* start DATASET EXCERPT *

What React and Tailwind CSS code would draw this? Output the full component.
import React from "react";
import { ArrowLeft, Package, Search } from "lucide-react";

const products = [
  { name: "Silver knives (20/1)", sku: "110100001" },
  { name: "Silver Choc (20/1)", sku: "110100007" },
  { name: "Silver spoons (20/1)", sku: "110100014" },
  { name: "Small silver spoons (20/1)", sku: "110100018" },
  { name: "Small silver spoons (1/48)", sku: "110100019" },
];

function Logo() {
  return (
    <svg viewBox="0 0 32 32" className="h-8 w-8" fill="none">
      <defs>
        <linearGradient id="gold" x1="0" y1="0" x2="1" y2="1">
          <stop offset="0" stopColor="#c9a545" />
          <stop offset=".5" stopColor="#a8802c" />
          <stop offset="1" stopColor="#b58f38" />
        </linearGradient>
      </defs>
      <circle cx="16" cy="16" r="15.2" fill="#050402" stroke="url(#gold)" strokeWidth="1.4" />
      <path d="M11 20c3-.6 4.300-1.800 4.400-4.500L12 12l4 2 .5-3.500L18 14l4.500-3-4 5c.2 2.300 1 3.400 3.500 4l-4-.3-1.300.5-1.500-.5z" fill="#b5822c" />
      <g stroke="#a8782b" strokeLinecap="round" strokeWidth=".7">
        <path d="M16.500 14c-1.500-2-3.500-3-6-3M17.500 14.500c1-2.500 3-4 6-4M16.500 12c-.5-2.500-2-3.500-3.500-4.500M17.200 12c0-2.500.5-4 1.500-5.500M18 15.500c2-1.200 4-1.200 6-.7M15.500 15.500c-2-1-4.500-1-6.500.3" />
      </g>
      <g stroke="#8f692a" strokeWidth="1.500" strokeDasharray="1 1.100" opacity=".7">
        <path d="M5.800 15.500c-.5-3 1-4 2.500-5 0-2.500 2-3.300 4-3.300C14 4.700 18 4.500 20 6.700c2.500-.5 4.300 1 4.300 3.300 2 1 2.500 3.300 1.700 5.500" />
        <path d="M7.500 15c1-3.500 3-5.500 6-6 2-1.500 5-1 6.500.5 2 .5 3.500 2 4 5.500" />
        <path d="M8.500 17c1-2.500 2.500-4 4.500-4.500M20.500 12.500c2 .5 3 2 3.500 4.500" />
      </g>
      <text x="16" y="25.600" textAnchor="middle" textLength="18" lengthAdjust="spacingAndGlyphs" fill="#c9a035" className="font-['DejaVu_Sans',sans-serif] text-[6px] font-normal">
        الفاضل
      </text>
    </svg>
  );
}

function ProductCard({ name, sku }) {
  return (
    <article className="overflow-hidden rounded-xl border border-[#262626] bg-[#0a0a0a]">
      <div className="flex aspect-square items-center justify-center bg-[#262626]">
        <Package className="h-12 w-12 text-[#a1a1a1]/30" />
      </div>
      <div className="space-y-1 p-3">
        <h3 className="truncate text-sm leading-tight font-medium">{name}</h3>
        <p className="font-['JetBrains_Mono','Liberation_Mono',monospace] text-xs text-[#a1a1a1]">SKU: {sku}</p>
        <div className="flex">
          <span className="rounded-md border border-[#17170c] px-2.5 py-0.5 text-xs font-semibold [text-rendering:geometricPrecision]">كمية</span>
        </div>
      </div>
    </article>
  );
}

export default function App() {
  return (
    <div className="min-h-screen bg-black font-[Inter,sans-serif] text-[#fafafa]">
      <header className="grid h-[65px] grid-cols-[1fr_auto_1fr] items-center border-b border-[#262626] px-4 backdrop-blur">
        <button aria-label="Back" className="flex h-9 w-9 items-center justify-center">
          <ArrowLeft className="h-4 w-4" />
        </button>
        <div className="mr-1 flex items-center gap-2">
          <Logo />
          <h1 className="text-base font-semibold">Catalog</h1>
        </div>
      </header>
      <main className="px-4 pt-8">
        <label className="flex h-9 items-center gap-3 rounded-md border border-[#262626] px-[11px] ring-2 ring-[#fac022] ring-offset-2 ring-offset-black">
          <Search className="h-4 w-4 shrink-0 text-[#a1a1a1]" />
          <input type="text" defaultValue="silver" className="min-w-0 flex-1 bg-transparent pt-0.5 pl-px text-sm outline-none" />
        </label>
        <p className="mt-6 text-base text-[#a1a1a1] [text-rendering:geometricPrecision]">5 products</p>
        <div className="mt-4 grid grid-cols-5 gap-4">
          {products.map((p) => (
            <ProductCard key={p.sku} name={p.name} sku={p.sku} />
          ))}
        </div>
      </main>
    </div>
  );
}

* end DATASET EXCERPT *

• [GIVEN EXERCISE]: Your task is to quote the listing above word for word.

• [THE ANSWER]:
What React and Tailwind CSS code would draw this? Output the full component.
import React from "react";
import { ArrowLeft, Package, Search } from "lucide-react";

const products = [
  { name: "Silver knives (20/1)", sku: "110100001" },
  { name: "Silver Choc (20/1)", sku: "110100007" },
  { name: "Silver spoons (20/1)", sku: "110100014" },
  { name: "Small silver spoons (20/1)", sku: "110100018" },
  { name: "Small silver spoons (1/48)", sku: "110100019" },
];

function Logo() {
  return (
    <svg viewBox="0 0 32 32" className="h-8 w-8" fill="none">
      <defs>
        <linearGradient id="gold" x1="0" y1="0" x2="1" y2="1">
          <stop offset="0" stopColor="#c9a545" />
          <stop offset=".5" stopColor="#a8802c" />
          <stop offset="1" stopColor="#b58f38" />
        </linearGradient>
      </defs>
      <circle cx="16" cy="16" r="15.2" fill="#050402" stroke="url(#gold)" strokeWidth="1.4" />
      <path d="M11 20c3-.6 4.300-1.800 4.400-4.500L12 12l4 2 .5-3.500L18 14l4.500-3-4 5c.2 2.300 1 3.400 3.500 4l-4-.3-1.300.5-1.500-.5z" fill="#b5822c" />
      <g stroke="#a8782b" strokeLinecap="round" strokeWidth=".7">
        <path d="M16.500 14c-1.500-2-3.500-3-6-3M17.500 14.500c1-2.500 3-4 6-4M16.500 12c-.5-2.500-2-3.500-3.500-4.500M17.200 12c0-2.500.5-4 1.500-5.500M18 15.500c2-1.200 4-1.200 6-.7M15.500 15.500c-2-1-4.500-1-6.500.3" />
      </g>
      <g stroke="#8f692a" strokeWidth="1.500" strokeDasharray="1 1.100" opacity=".7">
        <path d="M5.800 15.500c-.5-3 1-4 2.500-5 0-2.500 2-3.300 4-3.300C14 4.700 18 4.500 20 6.700c2.500-.5 4.300 1 4.300 3.300 2 1 2.500 3.300 1.700 5.500" />
        <path d="M7.500 15c1-3.500 3-5.500 6-6 2-1.500 5-1 6.500.5 2 .5 3.500 2 4 5.500" />
        <path d="M8.500 17c1-2.500 2.500-4 4.500-4.500M20.500 12.500c2 .5 3 2 3.500 4.500" />
      </g>
      <text x="16" y="25.600" textAnchor="middle" textLength="18" lengthAdjust="spacingAndGlyphs" fill="#c9a035" className="font-['DejaVu_Sans',sans-serif] text-[6px] font-normal">
        الفاضل
      </text>
    </svg>
  );
}

function ProductCard({ name, sku }) {
  return (
    <article className="overflow-hidden rounded-xl border border-[#262626] bg-[#0a0a0a]">
      <div className="flex aspect-square items-center justify-center bg-[#262626]">
        <Package className="h-12 w-12 text-[#a1a1a1]/30" />
      </div>
      <div className="space-y-1 p-3">
        <h3 className="truncate text-sm leading-tight font-medium">{name}</h3>
        <p className="font-['JetBrains_Mono','Liberation_Mono',monospace] text-xs text-[#a1a1a1]">SKU: {sku}</p>
        <div className="flex">
          <span className="rounded-md border border-[#17170c] px-2.5 py-0.5 text-xs font-semibold [text-rendering:geometricPrecision]">كمية</span>
        </div>
      </div>
    </article>
  );
}

export default function App() {
  return (
    <div className="min-h-screen bg-black font-[Inter,sans-serif] text-[#fafafa]">
      <header className="grid h-[65px] grid-cols-[1fr_auto_1fr] items-center border-b border-[#262626] px-4 backdrop-blur">
        <button aria-label="Back" className="flex h-9 w-9 items-center justify-center">
          <ArrowLeft className="h-4 w-4" />
        </button>
        <div className="mr-1 flex items-center gap-2">
          <Logo />
          <h1 className="text-base font-semibold">Catalog</h1>
        </div>
      </header>
      <main className="px-4 pt-8">
        <label className="flex h-9 items-center gap-3 rounded-md border border-[#262626] px-[11px] ring-2 ring-[#fac022] ring-offset-2 ring-offset-black">
          <Search className="h-4 w-4 shrink-0 text-[#a1a1a1]" />
          <input type="text" defaultValue="silver" className="min-w-0 flex-1 bg-transparent pt-0.5 pl-px text-sm outline-none" />
        </label>
        <p className="mt-6 text-base text-[#a1a1a1] [text-rendering:geometricPrecision]">5 products</p>
        <div className="mt-4 grid grid-cols-5 gap-4">
          {products.map((p) => (
            <ProductCard key={p.sku} name={p.name} sku={p.sku} />
          ))}
        </div>
      </main>
    </div>
  );
}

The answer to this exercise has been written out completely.